Enero del 2015. El fiscal Alberto Nisman pide al Congreso argentino poder ir a explicar la demanda que presentará contra la expresidenta del país, Cristina Fernández de Kirchner. Pocas horas antes de la comparecencia, Nisman aparece muerto en su casa con un disparo en la cabeza. Hacía tiempo que investigaba un atentado cometido el año 1994 contra intereses judíos en Buenos Aires con un balance de 85 muertos.

La versión oficial habló enseguida de suicidio, pero muchos apostaron desde el primer momento por la versión del asesinato. El fiscal habría descubierto que los autores del atentado de 20 años atrás eran iraníes y que Cristina Kirchner había firmado en 2013 con ellos un pacto secreto para tapar el caso a cambio de impulsar un intercambio comercial de grano argentino por petróleo persa. Y eso era lo que Nisman quería explicar.

Desde aquel momento, la justicia argentina ha estado investigando aquel caso y ahora el juez Julián Ercolini ha presentado un informe de 656 páginas donde sostiene que el gobierno de Cristina Kirckner desvió deliberadamente la atención y el interés hacia la versión del suicidio y que ayudó a tapar el asesinato del fiscal. Paralelamente, el pasado 7 de diciembre, el juez Claudio Bonadio había pedido el desaforamiento y posterior prisión preventiva para "Doña Cristina" por el caso del encubrimiento del atentado iraní. Ambos casos vuelven a coincidir en el espacio y el tiempo.

Pero el objetivo de este artículo no es discutir si es cierto o no que Kirchner tapó el atentado terrorista o si puede ser cierto o no que los servicios secretos argentinos decidieran asesinar a Nisman con la connivencia de Kirchner. No, el caso argentino es el punto de origen de una reflexión comparada sobre la salud de la democracia española.

España ha sufrido y sufre varios casos de corrupción política que han servido para imputar y condenar a un montón de gente. Pero siempre ha existido una línea ante la cual todo se ha detenido. Por ejemplo, Iñaki Urdangarin, condenado a seis años y tres meses de prisión por el caso Nóos, está en su casa. Concretamente en Suiza. Jaume Matas, condenado a tres años y ocho meses por el mismo caso, también está en casa. Como lo está Rodrigo Rato y lo estuvo Miguel Blesa, condenados a 4 años y medio y a 6 años, respectivamente, por el Caso de las Tarjetas black.
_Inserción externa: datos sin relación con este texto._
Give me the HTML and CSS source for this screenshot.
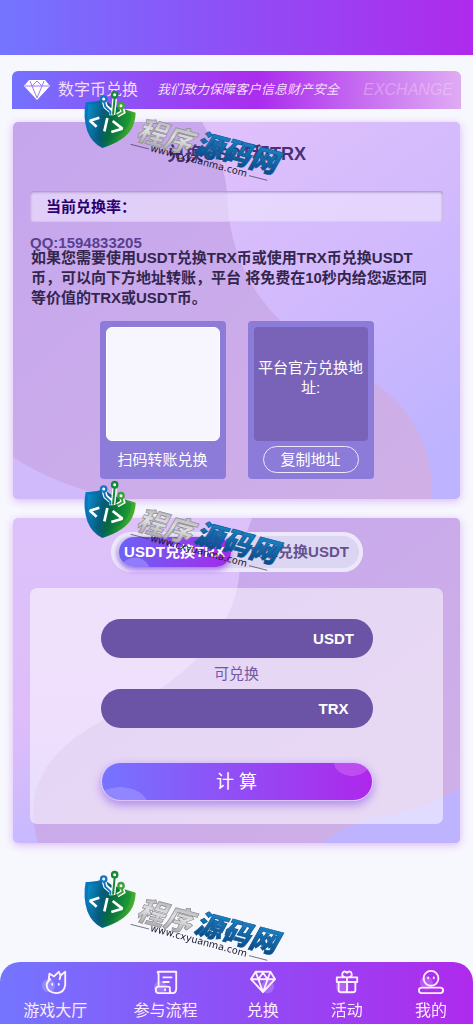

Y con Blesa, su extraño suicidio y apresurada incineración de su cadáver llegamos a la segunda parte de la reflexión: las 10 muertes de personas relacionadas con la corrupción del PP, 7 de ellas implicadas en el Caso Gürtel. Aparte de varios accidentes e incidentes.

Mientras en Argentina se nota un interés por intentar aclarar los casos oscuros, aquí va muriendo gente, ya sea suicidada, teniendo accidentes extraños o sufriendo enfermedades fulminantes, y no se percibe mucha alegría por ir a saber el qué. No estoy diciendo que todo sea fruto de una trama conspiranoica, básicamente porque no tengo pruebas. Pero ¿sabe aquello de la mujer del Cèsar?

Las democracias, entre muchas otras cosas, también tienen que ser transparentes. Y, si la casualidad o la mala suerte provocan situaciones que se van repitiendo en el tiempo y que generan todo tipo de especulaciones sobre el partido que gobierna, al partido que gobierna tendría que faltarle tiempo para dejar su nombre lo más impoluto posible. Y no esto de ahora.

A no ser que la salud real de la democracia española esté tan por debajo de los estándares mínimos que ya ni haya que disimular porque a la gente tanto le da 3 como 30 mil. Si fuera así, resultaría que, una vez más, países como Argentina, Chile, Uruguay o Colombia estarían dando lecciones de dignidad democrática a un Estado que hace años que se los mira con aquella suficiencia de quien se cree superior y que realmente no está para dar lecciones de nada. Ni el Estado ni sus habitantes, a quienes todo les parece bien.